Aaron Judge is the cover athlete for "MLB The Show 18." Photo Credit: Sony

Available Tuesday

“MLB The Show 18,” published by Sony and developed by its San Diego Studio, is out Tuesday for PlayStation 4, $59.99

For a quality sports franchise like “MLB The Show,” which has been refining its formula over more than a decade of annual releases, creating a game that stands out distinctly from last year’s model isn’t easy.

While this year’s iteration, “MLB The Show 18,” falls a bit short of being a must-play advancement for the series, it does enough in key areas to remain one of the best sports simulations on the market.

“Road to the Show,” or RTTS, receives the most love from the developers this time around. Created players will now grow based on defined archetypes, depending on position. For example, the Power Corner type focuses corner infielders on fielding and power hitting, but won’t prioritize speed on the basepaths. These archetypes come with caps to certain attributes, so there won’t be any almighty, 99-rated stats across the board this time. It’s more realistic this way.

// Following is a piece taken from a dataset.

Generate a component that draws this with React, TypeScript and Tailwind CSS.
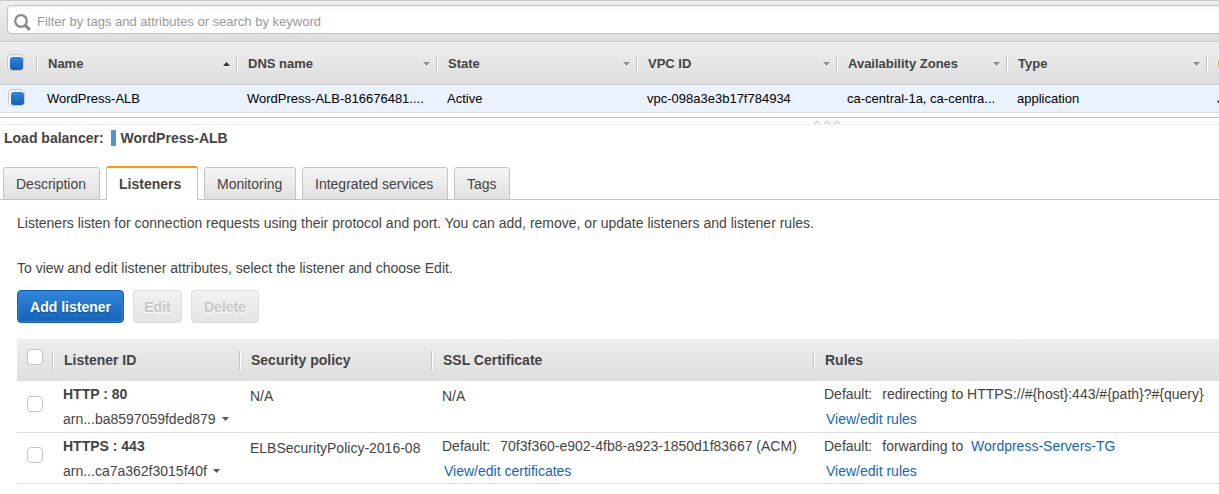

Raising said attributes is more organic, too. Rather than in-game actions earning points that can be applied to the skill of your choice, your exploits or struggles are applied to the appropriate stat. So, launching a homer off a lefthanded pitcher will automatically go toward improving your player’s power-hitting prowess against lefties. Additionally, frequent opportunities arise throughout the season to passively train, either raising a certain attribute or the cap on some attributes.

As a result, there’s more time spent on the diamond than in menus in RTTS. It’s easier than ever to breeze through an entire career, which begins this year as a long-shot draft pick instead of a blue-chip prospect. This career mode may not be the definitive top dog among sports games, but it’s in the conversation.

Outside RTTS, there’s less to be excited about. Franchise mode is largely the same as it’s been for a few years. Splitting seasons into phases makes it a bit easier to digest what can occasionally be a repetitive experience — something inherent to most games’ franchise modes.

There also now exists an option to play through the game’s niche Retro Mode, forgoing the more intricate visuals and controls of the rest of the game. It’s a nice option to have, but it’s hardly a selling point. Beware, however, the removal of online franchise mode, if that’s your thing. Overall, “MLB The Show 18’s” franchise mode lags behind those of other sports games.

A new batting stance creator is simple and fun once or twice, mostly when setting up an RTTS player. Still, it’s another layer of ownership for custom players, and it’s a small but welcome addition.

Gameplay and presentation are tight as ever. Keen-eyed gamers will observe plenty of additions and upgrades to fielding animations and physics. Diehards will notice some shortstops can make plays that others can’t. Just about every other sports franchise is playing catch-up to “The Show” in this arena.

Fans of Diamond Dynasty, the card-collecting mode that also offers microtransactions, do have more ways to acquire players without ponying up real-world cash. Otherwise, it’s not much different from last year. And, at least before wide release, online servers have been pretty stable.

“MLB The Show 18” maintains the series’ commitment to quality, but it comes more heavily recommended to those who prefer RTTS over franchise mode.